[What to work on]
Report each line of the data that has "components" somewhere in it.

[Stored data]

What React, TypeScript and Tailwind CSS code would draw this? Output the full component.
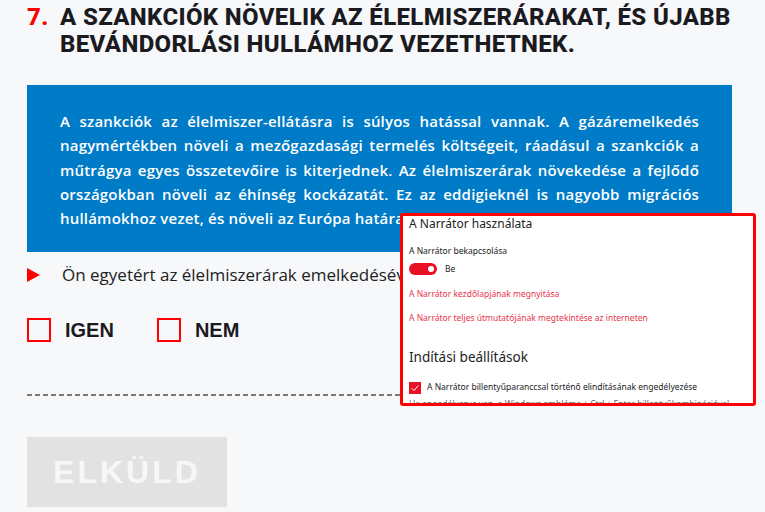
const blueLines = [
  'A szankciók az élelmiszer-ellátásra is súlyos hatással vannak. A gázáremelkedés',
  'nagymértékben növeli a mezőgazdasági termelés költségeit, ráadásul a szankciók a',
  'műtrágya egyes összetevőire is kiterjednek. Az élelmiszerárak növekedése a fejlődő',
  'országokban növeli az éhínség kockázatát. Ez az eddigieknél is nagyobb migrációs',
];

function NarratorPanel() {
  return (
    <div className="absolute left-[400px] top-[213px] w-[356px] h-[193px] overflow-hidden rounded-[3px] border-[3px] border-[#ff0000] bg-white font-['Noto_Sans',sans-serif] text-[#222]">
      <div className="pl-[6px]">
        <div className="text-[12px] leading-[16px]">A Narrátor használata</div>
        <div className="mt-[12px] text-[8.5px] leading-[13px]">A Narrátor bekapcsolása</div>
        <div className="mt-[6px] flex h-[12px] items-center gap-[8px]">
          <span className="flex h-[12px] w-[28px] items-center justify-end rounded-full bg-[#e81123] pr-[3px]">
            <span className="h-[6px] w-[6px] rounded-full bg-white" />
          </span>
          <span className="text-[8.5px]">Be</span>
        </div>
        <div className="mt-[12px] text-[8.5px] leading-[13px] text-[#e8334a]">
          A Narrátor kezdőlapjának megnyitása
        </div>
        <div className="mt-[11px] text-[8.5px] leading-[13px] text-[#e8334a]">
          A Narrátor teljes útmutatójának megtekintése az interneten
        </div>
        <div className="mt-[24px] text-[13.5px] leading-[19px]">Indítási beállítások</div>
        <div className="mt-[14px] flex h-[13px] items-center gap-[6px]">
          <span className="flex h-[12px] w-[12px] items-center justify-center bg-[#e81123]">
            <svg viewBox="0 0 12 12" className="h-[10px] w-[10px]">
              <path d="M2 6.2 L4.8 9 L10 3" fill="none" stroke="white" strokeWidth="1.2" />
            </svg>
          </span>
          <span className="text-[8.5px]">A Narrátor billentyűparanccsal történő elindításának engedélyezése</span>
        </div>
        <div className="mt-[3px] whitespace-nowrap text-[8.5px] leading-[13px] text-[#666]">
          Ha engedélyezve van, a Windows embléma + Ctrl + Enter billentyűkombinációval
        </div>
      </div>
    </div>
  );
}

function App() {
  return (
    <div className="relative h-[512px] w-[765px] overflow-hidden bg-[#f7f8fa] pl-[27px] font-['Open_Sans',sans-serif]">
      <div className="flex pt-[4px] font-['Roboto',sans-serif] text-[24px] font-extrabold uppercase leading-[27px] tracking-[0.35px]">
        <span className="w-[33px] shrink-0 text-[#ff0000]">7.</span>
        <h1 className="text-[#1b1b1f]">
          A szankciók növelik az élelmiszerárakat, és újabb
          <br />
          bevándorlási hullámhoz vezethetnek.
        </h1>
      </div>

      <div className="mt-[27px] w-[705px] bg-[#007bc7] px-[33px] pb-[22px] pt-[24px] text-[15px] font-semibold leading-[24.3px] tracking-[0.2px] text-white">
        {blueLines.map((line) => (
          <div key={line} className="text-justify [text-align-last:justify]">
            {line}
          </div>
        ))}
        <div>hullámokhoz vezet, és növeli az Európa határaira nehezedő nyomást.</div>
      </div>

      <div className="mt-[10px] flex items-center gap-[22px] text-[17px] text-[#222]">
        <svg viewBox="0 0 13 14" className="h-[14px] w-[13px] shrink-0">
          <path d="M0 0 L13 7 L0 14 Z" fill="#ff0000" />
        </svg>
        <span className="whitespace-nowrap">Ön egyetért az élelmiszerárak emelkedésével?</span>
      </div>

      <div className="mt-[27px] flex items-center">
        <label className="flex items-center gap-[14px]">
          <span className="h-[24px] w-[24px] border-2 border-[#ff0000]" />
          <span className="font-['Liberation_Sans',sans-serif] text-[20px] font-bold text-[#1b1b1f]">IGEN</span>
        </label>
        <label className="ml-[43px] flex items-center gap-[14px]">
          <span className="h-[24px] w-[24px] border-2 border-[#ff0000]" />
          <span className="font-['Liberation_Sans',sans-serif] text-[20px] font-bold text-[#1b1b1f]">NEM</span>
        </label>
      </div>

      <div className="mt-[49px] h-[2px] w-[705px] bg-[linear-gradient(to_right,#7a7a7a_5px,transparent_5px)] bg-[length:8px_2px]" />

      <button className="mt-[41px] flex h-[70px] w-[200px] items-center justify-center bg-[#e2e2e2] font-['Liberation_Sans',sans-serif] text-[32px] font-bold tracking-[3px] text-[#f7f7f7]">
        ELKÜLD
      </button>

      <NarratorPanel />
    </div>
  );
}

export default App;
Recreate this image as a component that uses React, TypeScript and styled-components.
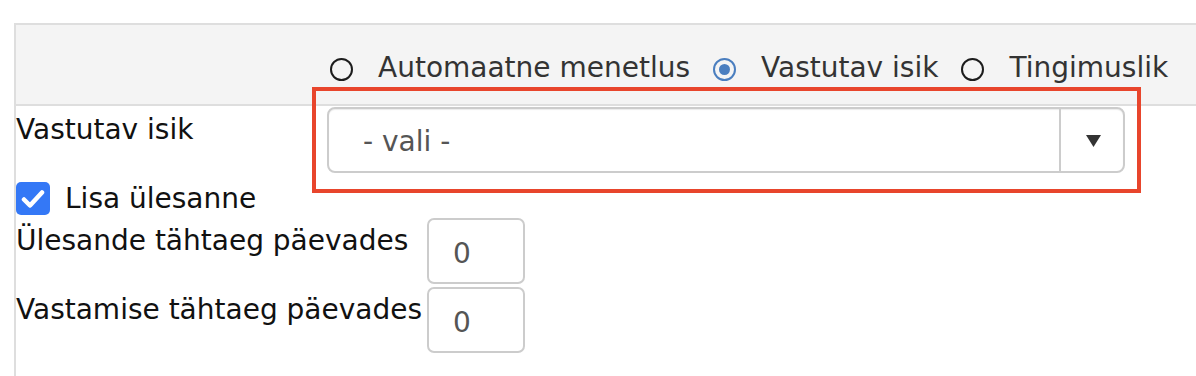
import React from 'react'
import styled, { createGlobalStyle } from 'styled-components'

const GlobalStyle = createGlobalStyle`
  html, body {
    margin: 0;
    padding: 0;
    background: #fff;
    overflow: hidden;
  }
  body {
    font-family: "DejaVu Sans", Verdana, sans-serif;
    font-size: 28px;
    color: #111;
  }
`

const Page = styled.div`
  padding: 23px 0 0 14px;
  height: 376px;
  box-sizing: border-box;
`

const Panel = styled.div`
  width: 1182px;
  height: 100%;
  border-top: 2px solid #dedede;
  border-left: 2px solid #dedede;
  box-sizing: border-box;
`

const Header = styled.div`
  height: 81px;
  box-sizing: border-box;
  padding: 26px 0 0 314px;
  background: #f4f4f4;
  border-bottom: 2px solid #dedede;
`

const RadioGroup = styled.div`
  display: flex;
  align-items: center;
  height: 34px;
  white-space: nowrap;
`

const RadioItem = styled.label`
  display: flex;
  align-items: center;
  margin-right: 23px;
  color: #333;
  line-height: 34px;
`

const RadioCircle = styled.span<{ $checked?: boolean }>`
  width: 23px;
  height: 23px;
  box-sizing: border-box;
  border-radius: 50%;
  margin: 2px 25px 0 0;
  border: ${p => (p.$checked ? '2.5px solid #4a7ebf' : '2px solid #1c1c1c')};
  display: flex;
  align-items: center;
  justify-content: center;
  flex-shrink: 0;

  &::after {
    content: '';
    display: ${p => (p.$checked ? 'block' : 'none')};
    width: 11px;
    height: 11px;
    border-radius: 50%;
    background: #4a7ebf;
  }
`

const FieldRow = styled.div`
  display: grid;
  grid-template-columns: 311px 798px;
  align-items: start;
`

const FieldLabel = styled.div`
  padding-top: 7px;
  line-height: 33px;
  color: #111;
`

const SelectWrap = styled.div`
  position: relative;
  margin-top: 1px;
`

const Highlight = styled.div`
  position: absolute;
  top: -20px;
  left: -15px;
  right: -16px;
  bottom: -20px;
  border: 4px solid #e8452c;
  pointer-events: none;
`

const SelectBox = styled.div`
  display: flex;
  height: 66px;
  box-sizing: border-box;
  border: 2px solid #cccccc;
  border-radius: 8px;
  background: #fff;
  box-shadow: inset 0 1px 1px rgba(0, 0, 0, 0.08);
`

const SelectValue = styled.div`
  flex: 1;
  display: flex;
  align-items: center;
  padding-left: 34px;
  padding-top: 3px;
  color: #555;
`

const SelectButton = styled.div`
  width: 64px;
  box-sizing: border-box;
  border-left: 2px solid #cccccc;
  display: flex;
  align-items: center;
  justify-content: center;
  padding: 2px 0 0 2px;
`

const CheckRow = styled.label`
  display: flex;
  align-items: center;
  margin-top: 9px;
  height: 33px;
  line-height: 33px;
`

const CheckBox = styled.span`
  width: 34px;
  height: 33px;
  border-radius: 5px;
  background: #3478f6;
  display: flex;
  align-items: center;
  justify-content: center;
  margin-right: 15px;
`

const NumberGrid = styled.div`
  display: grid;
  grid-template-columns: 411px 98px;
  row-gap: 3px;
  margin-top: 3px;
`

const NumberLabel = styled.div`
  padding-top: 6px;
  line-height: 33px;
  white-space: nowrap;
`

const NumberInput = styled.div`
  height: 66px;
  box-sizing: border-box;
  border: 2px solid #cccccc;
  border-radius: 7px;
  padding: 4px 0 0 24px;
  display: flex;
  align-items: center;
  color: #555;
  background: #fff;
`

const Radio = ({ label, checked }: { label: string; checked?: boolean }) => (
  <RadioItem>
    <RadioCircle $checked={checked} />
    {label}
  </RadioItem>
)

export default function App() {
  return (
    <>
      <GlobalStyle />
      <Page>
        <Panel>
          <Header>
            <RadioGroup>
              <Radio label="Automaatne menetlus" />
              <Radio label="Vastutav isik" checked />
              <Radio label="Tingimuslik" />
            </RadioGroup>
          </Header>

          <FieldRow>
            <FieldLabel>Vastutav isik</FieldLabel>
            <SelectWrap>
              <SelectBox>
                <SelectValue>- vali -</SelectValue>
                <SelectButton>
                  <svg width="15" height="12" viewBox="0 0 15 12">
                    <polygon points="0,0 15,0 7.5,12" fill="#333" />
                  </svg>
                </SelectButton>
              </SelectBox>
              <Highlight />
            </SelectWrap>
          </FieldRow>

          <CheckRow>
            <CheckBox>
              <svg width="24" height="20" viewBox="0 0 24 20">
                <path
                  d="M3 10.5 L9 16.5 L21 3.5"
                  fill="none"
                  stroke="#fff"
                  strokeWidth="4.5"
                  strokeLinecap="round"
                  strokeLinejoin="round"
                />
              </svg>
            </CheckBox>
            Lisa ülesanne
          </CheckRow>

          <NumberGrid>
            <NumberLabel>Ülesande tähtaeg päevades</NumberLabel>
            <NumberInput>0</NumberInput>
            <NumberLabel>Vastamise tähtaeg päevades</NumberLabel>
            <NumberInput>0</NumberInput>
          </NumberGrid>
        </Panel>
      </Page>
    </>
  )
}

[Written answer]
Recreate this image as a component that uses React, TypeScript and styled-components.
import styled, { createGlobalStyle } from 'styled-components'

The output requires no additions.